LSU was hit with NCAA penalties on Thursday, but they weren't related to the scandal involving former basketball coach Will Wade.
Instead, the case surrounds former football assistant coach James Cregg, who was fired in June 2021. Cregg, who served as the Tigers’ offensive line coach, met with a recruit during the NCAA-mandated dead period during he COVID-19 pandemic, according to the NCAA.
In addition to Cregg, a former assistant director of recruiting for LSU separately met with the prospect during that dead period. Both "provided the prospect with impermissible recruiting inducements," according to the NCAA.
As a result, LSU has been hit with one year of probation, a $5,000 fine and an array of recruiting penalties for the football program. Those include a limit on official visits to 55, a one-week prohibition of unofficial visits, a one-week prohibition of recruiting communications and a seven-day reduction in evaluation days.
Additionally, Cregg has been issued a three-year show-cause penalty by the NCAA.
Cregg served as LSU’s offensive line coach for three seasons, including the Tigers’ national championship season in 2019 under head coach Ed Orgeron. He is currently an assistant offensive line coach for the San Francisco 49ers.
LSU violated recruiting rules during pandemic
The issues arose for LSU when the mother of a recruit brought 14 prospects to LSU's campus in September 2020. According to the NCAA, the football staff was aware the group was visiting but was informed by compliance staff that they could not have any in-person contact with the recruits.

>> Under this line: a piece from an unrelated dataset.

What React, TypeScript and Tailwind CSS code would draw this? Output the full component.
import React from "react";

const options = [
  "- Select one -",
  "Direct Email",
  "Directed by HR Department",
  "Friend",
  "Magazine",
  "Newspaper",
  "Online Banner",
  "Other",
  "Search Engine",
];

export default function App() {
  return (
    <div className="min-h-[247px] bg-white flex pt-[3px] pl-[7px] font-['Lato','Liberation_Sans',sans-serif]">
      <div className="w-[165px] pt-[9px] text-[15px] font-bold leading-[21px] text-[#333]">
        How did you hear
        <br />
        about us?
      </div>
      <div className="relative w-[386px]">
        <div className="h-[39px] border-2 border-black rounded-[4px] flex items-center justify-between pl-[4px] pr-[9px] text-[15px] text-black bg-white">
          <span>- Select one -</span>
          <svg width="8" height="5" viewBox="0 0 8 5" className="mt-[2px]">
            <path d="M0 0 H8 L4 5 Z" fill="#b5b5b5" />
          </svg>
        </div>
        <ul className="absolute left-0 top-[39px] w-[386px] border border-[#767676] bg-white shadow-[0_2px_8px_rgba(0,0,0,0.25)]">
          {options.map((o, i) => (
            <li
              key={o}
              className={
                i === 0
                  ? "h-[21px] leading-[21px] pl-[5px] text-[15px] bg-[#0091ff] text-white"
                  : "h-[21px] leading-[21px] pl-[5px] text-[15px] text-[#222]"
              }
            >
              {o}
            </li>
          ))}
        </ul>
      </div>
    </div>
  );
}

The mother of one recruit planned to move to the Baton Rouge area if her son chose to play for LSU, so she asked about "potential neighborhoods to visit." Per the NCAA, Cregg recommended several neighborhoods, including the one where he lived, and arranged to "greet the prospect and his family as they drove through the neighborhood." Cregg also "provided the prospect with a bag of used LSU gear" from his home. Greeting the family violated dead period rules while giving the recruit gear violated NCAA rules about recruiting inducements.
A week later, the recruit and his family were back on LSU's campus. During that visit, LSU's former assistant director of recruiting "picked up the prospect and his girlfriend from their hotel and drove them to the stadium for a tour." The assistant director for recruiting later "returned to the prospect's hotel and delivered several items of used LSU gear for the prospect."
That violated the contact rules and the free transportation and gear are also considered an inducement by NCAA rules.
During the second visit, the prospect and his family also met with Cregg and had "brief conversation" outside of his home.
According to the NCAA, both the coach and assistant recruiting director "acknowledged that they knew their conduct was impermissible."
In a statement, the an NCAA Division I Committee on Infractions panel acknowledged that these violations weren't not overly serious but the fact they took place during the COVID-19 dead period "should be of concern" to NCAA members.
"Although the [committee] has encountered more egregious conduct in past cases, the violations in this case represent intentional misconduct that should be of concern to the membership," the panel said in its decision. "The COVID-19 recruiting dead period was intended to protect the health and safety of prospects, student-athletes and institutional staff. It also leveled the playing field for recruiting at a time when government-imposed COVID-19 restrictions varied across the country."
Cregg involved in lawsuit with LSU
Last month, a Baton Rouge judge ruled that LSU must pay Cregg the remaining salary that was due on his contract — a sum of $492,945.20. The ruling came after Cregg filed a lawsuit claiming his termination for cause by LSU was illegitimate.
According to the Lafayette Daily Advertiser, Cregg's lawsuit acknowledged that the coach told an NCAA enforcement official that "he met with and handed team gear to a prospect during the COVID recruiting dead period."
After the August ruling was handed down, LSU said in a statement it planned to appeal the decision.
From the Daily Advertiser:
"We are clearly disappointed in the court's ruling. We had a coach admit to the NCAA under oath that he contacted and gave athletic gear to a recruit despite being advised by compliance staff of an existing no-contact period with recruits," the release states. "We had a contractual right and obligation to terminate this coach's contract. Unfortunately, the trial court did not see this the same way. We intend to appeal this decision."